• **Task statement**:
Scan the data for lines with "this" and report the count by itself.

====== Dataset rows

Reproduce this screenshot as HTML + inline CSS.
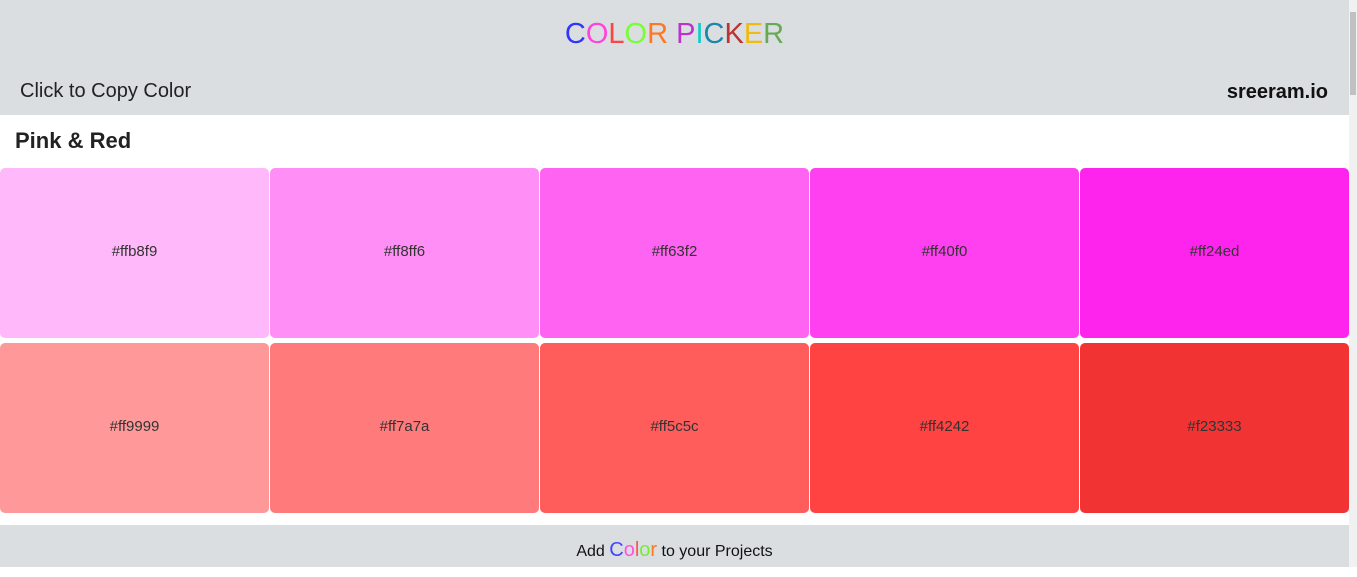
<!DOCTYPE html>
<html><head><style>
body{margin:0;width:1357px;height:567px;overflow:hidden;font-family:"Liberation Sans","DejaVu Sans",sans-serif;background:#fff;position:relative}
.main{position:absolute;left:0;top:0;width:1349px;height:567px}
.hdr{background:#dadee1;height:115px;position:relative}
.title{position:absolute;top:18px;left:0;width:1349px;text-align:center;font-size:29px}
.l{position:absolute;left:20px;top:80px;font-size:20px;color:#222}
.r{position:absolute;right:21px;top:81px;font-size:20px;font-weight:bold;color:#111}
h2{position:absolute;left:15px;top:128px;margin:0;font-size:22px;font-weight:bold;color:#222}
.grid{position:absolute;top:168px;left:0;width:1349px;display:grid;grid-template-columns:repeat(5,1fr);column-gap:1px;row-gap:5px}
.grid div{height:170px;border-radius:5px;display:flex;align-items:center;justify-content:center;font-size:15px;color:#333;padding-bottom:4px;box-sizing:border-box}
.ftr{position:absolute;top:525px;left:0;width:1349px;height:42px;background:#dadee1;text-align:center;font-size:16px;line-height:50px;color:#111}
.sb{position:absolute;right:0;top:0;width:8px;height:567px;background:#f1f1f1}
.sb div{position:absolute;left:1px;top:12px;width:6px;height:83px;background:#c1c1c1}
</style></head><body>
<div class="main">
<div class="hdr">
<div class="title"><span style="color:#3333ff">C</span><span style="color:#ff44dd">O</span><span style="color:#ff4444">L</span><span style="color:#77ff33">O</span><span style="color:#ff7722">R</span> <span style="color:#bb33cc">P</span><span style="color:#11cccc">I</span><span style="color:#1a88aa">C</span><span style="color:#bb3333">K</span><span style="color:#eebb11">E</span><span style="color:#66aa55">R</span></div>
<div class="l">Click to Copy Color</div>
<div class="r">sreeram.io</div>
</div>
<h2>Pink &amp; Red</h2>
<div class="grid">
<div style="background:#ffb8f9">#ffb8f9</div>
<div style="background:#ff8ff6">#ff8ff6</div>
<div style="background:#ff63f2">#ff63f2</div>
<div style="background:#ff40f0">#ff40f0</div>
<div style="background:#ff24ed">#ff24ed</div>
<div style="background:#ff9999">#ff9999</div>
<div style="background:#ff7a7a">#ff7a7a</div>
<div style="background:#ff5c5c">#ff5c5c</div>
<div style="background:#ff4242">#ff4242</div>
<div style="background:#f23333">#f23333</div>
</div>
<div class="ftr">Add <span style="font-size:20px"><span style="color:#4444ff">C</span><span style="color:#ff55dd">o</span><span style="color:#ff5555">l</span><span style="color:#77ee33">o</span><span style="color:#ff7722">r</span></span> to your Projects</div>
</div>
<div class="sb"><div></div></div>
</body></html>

============
====== Dataset rows

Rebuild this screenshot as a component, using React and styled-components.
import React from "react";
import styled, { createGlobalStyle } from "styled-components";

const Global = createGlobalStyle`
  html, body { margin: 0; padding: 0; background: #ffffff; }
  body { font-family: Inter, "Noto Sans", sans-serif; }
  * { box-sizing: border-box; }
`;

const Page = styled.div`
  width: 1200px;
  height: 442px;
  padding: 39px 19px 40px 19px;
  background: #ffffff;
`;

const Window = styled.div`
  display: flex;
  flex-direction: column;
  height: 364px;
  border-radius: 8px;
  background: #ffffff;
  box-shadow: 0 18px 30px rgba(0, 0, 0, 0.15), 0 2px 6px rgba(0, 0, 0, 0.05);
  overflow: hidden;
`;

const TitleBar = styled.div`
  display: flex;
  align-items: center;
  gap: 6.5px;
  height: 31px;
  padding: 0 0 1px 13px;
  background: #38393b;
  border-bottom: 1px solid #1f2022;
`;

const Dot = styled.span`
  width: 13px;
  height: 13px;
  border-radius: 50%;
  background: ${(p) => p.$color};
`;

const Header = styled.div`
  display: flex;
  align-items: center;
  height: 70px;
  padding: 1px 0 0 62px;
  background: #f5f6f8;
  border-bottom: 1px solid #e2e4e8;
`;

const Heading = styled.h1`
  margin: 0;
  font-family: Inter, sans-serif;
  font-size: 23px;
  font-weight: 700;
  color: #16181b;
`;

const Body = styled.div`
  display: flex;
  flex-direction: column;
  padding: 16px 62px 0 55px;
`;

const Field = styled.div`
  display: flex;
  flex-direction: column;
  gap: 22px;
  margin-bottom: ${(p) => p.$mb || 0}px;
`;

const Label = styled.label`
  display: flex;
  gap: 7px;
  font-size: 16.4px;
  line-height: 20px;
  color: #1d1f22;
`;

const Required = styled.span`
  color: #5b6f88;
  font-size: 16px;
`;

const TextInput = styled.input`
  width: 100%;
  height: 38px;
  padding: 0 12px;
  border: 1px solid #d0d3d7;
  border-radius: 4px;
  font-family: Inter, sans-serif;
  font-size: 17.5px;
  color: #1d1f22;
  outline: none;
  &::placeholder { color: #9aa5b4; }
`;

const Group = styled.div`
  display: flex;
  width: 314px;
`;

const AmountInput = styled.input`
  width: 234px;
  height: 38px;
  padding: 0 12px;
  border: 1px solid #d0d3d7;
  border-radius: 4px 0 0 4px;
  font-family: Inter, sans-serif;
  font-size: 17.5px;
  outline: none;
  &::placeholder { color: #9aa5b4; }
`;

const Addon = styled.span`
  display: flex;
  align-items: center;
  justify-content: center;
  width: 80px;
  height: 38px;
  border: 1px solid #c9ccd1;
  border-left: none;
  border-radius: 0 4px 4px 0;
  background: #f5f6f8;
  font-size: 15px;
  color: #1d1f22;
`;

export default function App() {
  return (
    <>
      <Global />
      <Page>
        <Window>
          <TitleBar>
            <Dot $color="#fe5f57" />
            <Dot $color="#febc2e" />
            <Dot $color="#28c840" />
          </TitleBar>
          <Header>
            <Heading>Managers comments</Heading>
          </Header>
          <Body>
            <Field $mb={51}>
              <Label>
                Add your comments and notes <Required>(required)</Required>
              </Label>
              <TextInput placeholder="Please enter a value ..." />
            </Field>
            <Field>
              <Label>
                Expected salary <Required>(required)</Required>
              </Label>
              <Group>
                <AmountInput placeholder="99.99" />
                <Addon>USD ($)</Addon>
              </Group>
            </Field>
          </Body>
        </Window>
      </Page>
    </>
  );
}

============

• **Solution below**:
2